The first attempt at using his commando troops was in Iran where some were parachuted in to try and coordinate guerrilla activity against the oil supplied to the British. It failed. After rescuing Mussolini there was a plan to assassinate the big three, Stalin, Churchill and Roosevelt during the 1943 Tehran Conference. The plan come to nothing. Then they tried to capture Tito alive but that failed. Then one that worked, they captured the son of the Hungarian Regent so he could be forced out and replaced by a pro-Nazi. Then another partially successful operation during the Battle of the Bulge where Skorzeny had English speaking commandos wearing American uniforms infiltrated behind the lines to spread confusion. For his swansong in WW2 Otto was put in charge of creating the Werewolves, an underground resistance movement to counter the Allies. Again this was only partially successful but sometimes highly effective due to the fanaticism of the werewolves.

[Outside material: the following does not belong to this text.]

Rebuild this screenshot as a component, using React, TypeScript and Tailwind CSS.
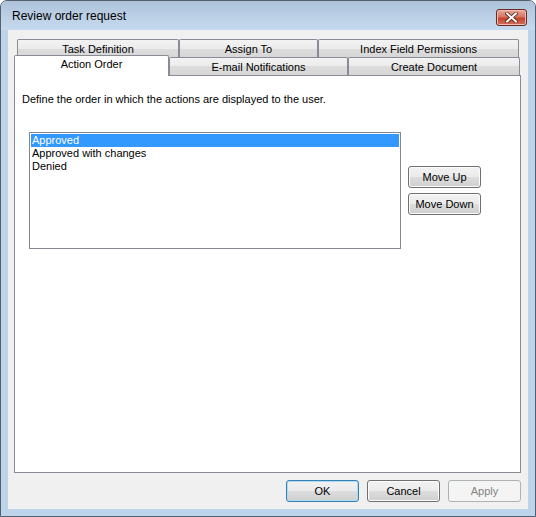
import React from "react";

const ui = { fontFamily: '"Liberation Sans", Arial, sans-serif' };

function Tab({
  label,
  width,
  height,
  selected,
}: {
  label: string;
  width: number;
  height: number;
  selected?: boolean;
}) {
  return (
    <div
      className={
        "flex shrink-0 items-center justify-center border border-b-0 border-[#898c95] text-[11px] leading-[13px] text-black rounded-t-[2px] " +
        (selected
          ? "relative z-10 -mb-px bg-white pb-[3px]"
          : "bg-[linear-gradient(#f3f3f3,#ebebeb_50%,#dddddd_50%,#d6d6d6)] pt-[1px]")
      }
      style={{ width, height }}
    >
      {label}
    </div>
  );
}

function WinButton({
  children,
  variant = "normal",
}: {
  children: React.ReactNode;
  variant?: "normal" | "default" | "disabled";
}) {
  const cls =
    variant === "default"
      ? "border-[#3c7fb1] bg-[linear-gradient(#f2f2f2,#ebebeb_50%,#dddddd_50%,#cfcfcf)] shadow-[inset_0_0_0_1px_#a9dcf7] text-black"
      : variant === "disabled"
      ? "border-[#adb2b5] bg-[#f4f4f4] text-[#838383]"
      : "border-[#707070] bg-[linear-gradient(#f2f2f2,#ebebeb_50%,#dddddd_50%,#cfcfcf)] shadow-[inset_0_0_0_1px_#fcfcfc] text-black";
  return (
    <div
      className={
        "flex h-[22px] w-[73px] shrink-0 items-center justify-center rounded-[3px] border text-[11px] leading-[13px] " +
        cls
      }
    >
      {children}
    </div>
  );
}

export default function App() {
  const items = ["Approved", "Approved with changes", "Denied"];

  return (
    <div
      className="flex h-[517px] w-[536px] flex-col overflow-hidden rounded-t-[7px] border border-[#52606f] bg-[#bcd3ea]"
      style={ui}
    >
      {/* title bar */}
      <div className="flex h-[29px] shrink-0 items-center justify-between bg-[linear-gradient(#aec3da,#c6daef)] pl-[11px] pr-[8px]">
        <span className="pt-[1px] text-[12px] text-black">Review order request</span>
        <div className="mt-[4px] flex h-[17px] w-[31px] items-center justify-center rounded-[3px] border border-[#6e2a22] bg-[linear-gradient(#e9a99b,#d47663_45%,#c2442f_55%,#d3705d)] shadow-[inset_0_0_0_1px_#eebcb0]">
          <svg width="13" height="11" viewBox="0 0 13 11">
            <path
              d="M2 1.5 L11 9.5 M11 1.5 L2 9.5"
              stroke="#5a1b12"
              strokeWidth="3.6"
              strokeLinecap="square"
            />
            <path
              d="M2 1.5 L11 9.5 M11 1.5 L2 9.5"
              stroke="#ffffff"
              strokeWidth="2"
              strokeLinecap="square"
            />
          </svg>
        </div>
      </div>

      {/* client area */}
      <div className="mx-[7px] flex h-[479px] flex-col bg-[#f0f0f0] pl-[6px] pr-[7px] pt-[9px]">
        {/* tab rows */}
        <div className="ml-[3px] flex h-[18px]">
          <Tab label="Task Definition" width={162} height={19} />
          <Tab label="Assign To" width={139} height={19} />
          <Tab label="Index Field Permissions" width={201} height={19} />
        </div>
        <div className="-mt-[2px] flex h-[20px] items-end">
          <Tab label="Action Order" width={155} height={21} selected />
          <Tab label="E-mail Notifications" width={179} height={18} />
          <Tab label="Create Document" width={172} height={18} />
        </div>

        {/* tab page */}
        <div className="flex h-[398px] w-[507px] flex-col border border-[#898c95] bg-white pl-[7px] pt-[17px]">
          <p className="text-[11px] leading-[13px] text-black">
            Define the order in which the actions are displayed to the user.
          </p>
          <div className="mt-[26px] flex pl-[7px]">
            <div className="h-[117px] w-[372px] border border-[#828790] bg-white p-px">
              {items.map((item, i) => (
                <div
                  key={item}
                  className={
                    "h-[13px] pl-[1px] text-[11px] leading-[13px] " +
                    (i === 0 ? "bg-[#3399ff] text-white" : "text-black")
                  }
                >
                  {item}
                </div>
              ))}
            </div>
            <div className="ml-[7px] mt-[34px] flex flex-col gap-[5px]">
              <WinButton>Move Up</WinButton>
              <WinButton>Move Down</WinButton>
            </div>
          </div>
        </div>

        {/* dialog buttons */}
        <div className="mt-[7px] flex justify-end gap-[8px]">
          <WinButton variant="default">OK</WinButton>
          <WinButton>Cancel</WinButton>
          <WinButton variant="disabled">Apply</WinButton>
        </div>
      </div>
    </div>
  );
}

After the war Otto was interned for two years before being tried as a war criminal at the Dachau trials. The troops out of their own uniform was the charge but it was countered by detailing Allied troops having done the same and the lack of proof that Skorzeny had ordered it. In mid 1948 he escaped from prison and hid in Bavaria for 18 months. He was photographed in the Champs Elysee in 1950 causing him to hurriedly move to Salzburg where he married the Countess Ilse Lüthje after a quick divorce from his little mentioned first wife. The Spanish then issued him with a stateless person’s passport and he moved to Madrid where he created a small engineering company.

In 1952 Skorzeny was sent to Egypt as a military advisor where he recruited former SS and Wehrmacht officers who were to train the Egyptian Army. Included in this number were some people with a very dubious history such as Leopold Gleim, former head of the Gestapo Department for Jewish Affairs in Poland. In addition to training the Army, Skorzeny also trained Arab volunteers in commando tactics for potential use against British troops in the Suez Canal zone. He also trained some Palestinian refugees including one Yasser Arafat and planned their raids into Israel.

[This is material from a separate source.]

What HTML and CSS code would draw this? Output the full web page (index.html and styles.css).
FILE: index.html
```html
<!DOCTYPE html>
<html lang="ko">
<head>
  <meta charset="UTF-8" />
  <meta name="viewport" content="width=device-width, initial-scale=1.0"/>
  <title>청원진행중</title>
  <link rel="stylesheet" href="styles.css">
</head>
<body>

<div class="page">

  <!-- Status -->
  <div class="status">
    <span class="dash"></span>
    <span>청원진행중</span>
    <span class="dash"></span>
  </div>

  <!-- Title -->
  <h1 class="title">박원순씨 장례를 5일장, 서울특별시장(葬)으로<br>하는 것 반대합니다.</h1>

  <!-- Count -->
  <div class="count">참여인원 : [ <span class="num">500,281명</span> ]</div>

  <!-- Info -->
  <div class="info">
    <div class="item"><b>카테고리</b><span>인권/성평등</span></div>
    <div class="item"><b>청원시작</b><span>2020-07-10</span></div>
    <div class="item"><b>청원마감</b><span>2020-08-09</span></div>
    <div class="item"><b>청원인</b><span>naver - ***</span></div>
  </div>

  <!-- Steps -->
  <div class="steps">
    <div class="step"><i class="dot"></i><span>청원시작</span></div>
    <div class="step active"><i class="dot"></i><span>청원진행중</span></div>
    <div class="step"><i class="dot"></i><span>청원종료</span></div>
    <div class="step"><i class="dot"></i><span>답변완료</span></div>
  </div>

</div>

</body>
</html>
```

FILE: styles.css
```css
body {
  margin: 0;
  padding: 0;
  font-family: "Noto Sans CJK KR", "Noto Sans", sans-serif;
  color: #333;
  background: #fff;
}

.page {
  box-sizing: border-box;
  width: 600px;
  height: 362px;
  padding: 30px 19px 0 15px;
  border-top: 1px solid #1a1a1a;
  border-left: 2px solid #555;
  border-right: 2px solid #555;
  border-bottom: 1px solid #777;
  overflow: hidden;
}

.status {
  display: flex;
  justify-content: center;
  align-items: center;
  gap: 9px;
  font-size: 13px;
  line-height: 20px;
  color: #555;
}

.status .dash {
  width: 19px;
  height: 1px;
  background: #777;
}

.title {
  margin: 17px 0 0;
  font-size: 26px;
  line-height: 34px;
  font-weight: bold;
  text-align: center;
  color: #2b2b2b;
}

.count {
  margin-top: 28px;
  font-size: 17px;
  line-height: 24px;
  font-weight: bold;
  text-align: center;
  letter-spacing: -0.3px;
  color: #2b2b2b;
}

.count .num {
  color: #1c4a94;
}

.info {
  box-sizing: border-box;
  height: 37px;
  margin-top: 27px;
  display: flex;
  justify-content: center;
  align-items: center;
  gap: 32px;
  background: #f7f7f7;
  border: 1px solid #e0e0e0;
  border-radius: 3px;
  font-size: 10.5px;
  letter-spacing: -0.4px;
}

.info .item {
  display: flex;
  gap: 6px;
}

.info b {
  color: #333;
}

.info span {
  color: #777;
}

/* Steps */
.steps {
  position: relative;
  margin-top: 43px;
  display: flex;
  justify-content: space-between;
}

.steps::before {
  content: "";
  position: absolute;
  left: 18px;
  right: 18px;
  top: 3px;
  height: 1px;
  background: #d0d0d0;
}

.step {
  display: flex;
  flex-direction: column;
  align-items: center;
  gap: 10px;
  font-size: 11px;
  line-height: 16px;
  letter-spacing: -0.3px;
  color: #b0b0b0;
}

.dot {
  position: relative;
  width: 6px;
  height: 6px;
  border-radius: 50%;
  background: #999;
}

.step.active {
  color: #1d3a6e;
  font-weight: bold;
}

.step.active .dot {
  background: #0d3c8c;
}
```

There are also stories he went to Argentina and acted as an advisor to Juan Peron and was bodyguard for Eva Peron. The mind boggles about what he got up to as Eva’s bodyguard, he liked to put it about a bit. Then again, this may be complete fiction and just more favourable PR.

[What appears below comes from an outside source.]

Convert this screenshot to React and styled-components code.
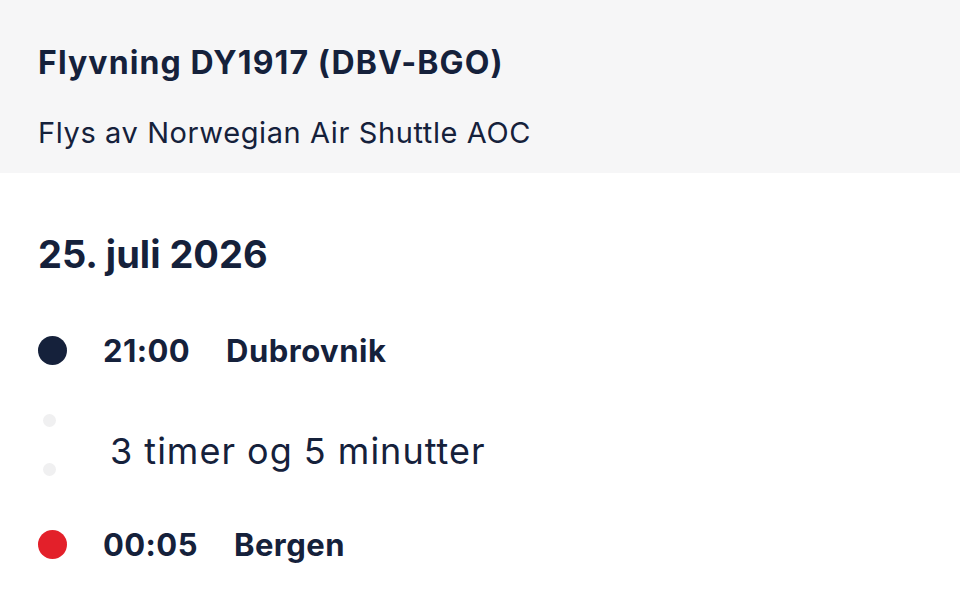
import React from "react";
import styled, { createGlobalStyle } from "styled-components";

const Global = createGlobalStyle`
  html, body { margin: 0; padding: 0; background: #ffffff; }
  body { font-family: Inter, "Noto Sans", sans-serif; color: #15213b; -webkit-font-smoothing: antialiased; }
`;

const Page = styled.div`
  width: 960px;
  height: 598px;
  overflow: hidden;
  background: #fff;
`;

const Header = styled.header`
  background: #f6f6f7;
  padding: 45px 38px 23px;
  display: flex;
  flex-direction: column;
  gap: 35px;
`;

const Title = styled.h1`
  margin: 0;
  font-size: 32px;
  line-height: 36px;
  font-weight: 700;
  letter-spacing: 1.1px;
`;

const Subtitle = styled.p`
  margin: 0;
  font-size: 29px;
  line-height: 34px;
  font-weight: 400;
  letter-spacing: 0.6px;
`;

const Body = styled.main`
  padding: 59px 38px 0;
`;

const DateHeading = styled.h2`
  margin: 0 0 54px;
  font-size: 38px;
  line-height: 44px;
  font-weight: 700;
  letter-spacing: 0;
`;

const Stop = styled.div`
  display: flex;
  align-items: center;
  height: 40px;
`;

const Dot = styled.span`
  width: 29px;
  height: 29px;
  border-radius: 50%;
  background: ${(p) => p.$color};
  flex: none;
  margin-right: 36px;
`;

const Time = styled.span`
  font-size: 31px;
  font-weight: 700;
  letter-spacing: 0.4px;
  margin-right: 36px;
`;

const Place = styled.span`
  font-size: 31px;
  font-weight: 700;
  letter-spacing: 0.5px;
`;

const Leg = styled.div`
  display: flex;
  align-items: center;
  height: 154px;
`;

const Connector = styled.div`
  width: 29px;
  display: flex;
  flex-direction: column;
  align-items: center;
  gap: 36px;
  margin-right: 43px;
  margin-bottom: 4px;
  transform: translateX(-3px);
`;

const FaintDot = styled.span`
  width: 13px;
  height: 13px;
  border-radius: 50%;
  background: #f0f0f1;
`;

const Duration = styled.span`
  font-size: 36px;
  font-weight: 400;
  letter-spacing: 1px;
  padding-top: 8px;
`;

export default function App() {
  return (
    <Page>
      <Global />
      <Header>
        <Title>Flyvning DY1917 (DBV-BGO)</Title>
        <Subtitle>Flys av Norwegian Air Shuttle AOC</Subtitle>
      </Header>
      <Body>
        <DateHeading>25. juli 2026</DateHeading>
        <Stop>
          <Dot $color="#15213b" />
          <Time>21:00</Time>
          <Place>Dubrovnik</Place>
        </Stop>
        <Leg>
          <Connector>
            <FaintDot />
            <FaintDot />
          </Connector>
          <Duration>3 timer og 5 minutter</Duration>
        </Leg>
        <Stop>
          <Dot $color="#e3202a" />
          <Time>00:05</Time>
          <Place>Bergen</Place>
        </Stop>
      </Body>
    </Page>
  );
}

In the early sixties Otto was recruited by Mossad to help them discourage the German scientists who were working on the Egyptian missile program. Skorzeny never denounced Nazism and although he was not involved in the Final Solution it must have been galling to say the least for Mossad to have recruited him. His price was, among other things, a Tony Blair style “comfort letter” promising him immunity from prosecution. Perhaps he did have a few dark secrets in his past, the Israelis only went after those Nazis involved in the Final Solution. For example, Martin Bormann was supposed to be in South America for years after the war finished but he was never an Israeli target for that very reason.

On the 5th July 1975 Otto died in Madrid from lung cancer. His funeral was attended by many military veterans of the Third Reich, many of these gave the “Hitler salute” at the Skorzeny family plot in Vienna. During my time in Spain most German restaurants were “invitation only” on the 20th April when those wearing the “old jacket” used to get together and reminisce away from prying eyes. The restaurant owners may not have been veterans but many of their customers certainly were.

Was he really the most dangerous man in Europe? Probably not, he was a chancer who picked the winning side most of his life and hitched his wagon to it. His rise to fame was rather fortuitous, his personal military exploits were on the whole nothing special but he kept on getting the credit for other people’s work. At 6′ 4″, 18 stone and a highly visible scar on his face Otto was not someone who would go unnoticed. A lot of glad handing can go a long way. He longed for a fourth Reich but didn’t spot that the EEC/EU was the Trojan horse that would try to implement it. The third Reich people were wedded to the idea of expansion by military means rather than the financial methods used by the next manifestation of German hegemony.